By using RegTech to automate these tactical and manual processes, it streamlines the approach to compliance and reduces risk by closely monitoring regulatory obligations. Vitally, it can lower costs by decreasing the level of resource required to manage the compliance burden. And RegTech can do so much more than just automate processes.
Organisations are using it to conduct data mining and analysis, and provide useful, actionable data to other areas of the business, as well as running more sophisticated aggregated risk-based scenarios for stress-testing, for example.

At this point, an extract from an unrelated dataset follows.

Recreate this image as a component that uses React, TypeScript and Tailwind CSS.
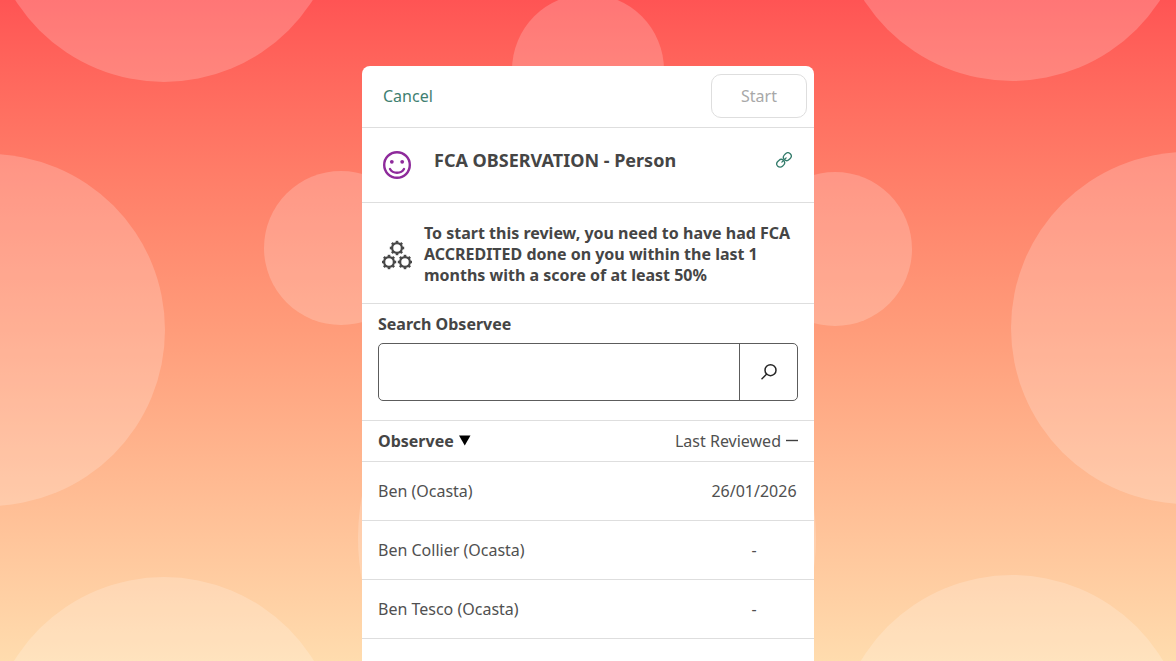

Deloitte estimates that in 2014 banks in Europe spent €55bn on IT, however only €9bn was spent on new systems. The balance was used to bolt-on more systems to the antiquated existing technologies and simply keep the old technology going.
This is a risky and costly strategy. The colossal resource required to keep existing systems going, patched and secure, coupled with managing the elevated levels of compliance requirements will drain budgets over time. Beyond that, the substantial risk associated with manually sourcing data, or using piecemeal solutions presents the very real risk of noncompliance.
RegTech is not a silver bullet and it is not going to solve all the compliance headaches businesses are suffering from. However, as the ESMA (European Securities Markets Authority) recently stated firms must “embrace RegTech, or drown in regulation”.
RegTech will play a leading role, especially when used to maximum effect. Take, as an example, reporting. We know through our research than this is an industry-wide challenge; on average a firm has 160 reporting requirements under different regulations globally, each with different drivers and usually with different teams producing those reports.
By using RegTech, not only could those team resources be reduced, but the agility and speed with which reports can be produced will ensure compliance deadlines are adhered to. Additionally, resources can then be focused elsewhere, such as on driving innovation and helping to move the company forward.
Rather than focusing on what a burden the regulations are, by using RegTech organisations will see them as an opportunity to get systems, process and data in order, and to use the intelligence and resources to drive the company to greater successes. To take it one step further, I believe regulation does not hinder or stifle innovation - but in fact breeds creativity and innovation.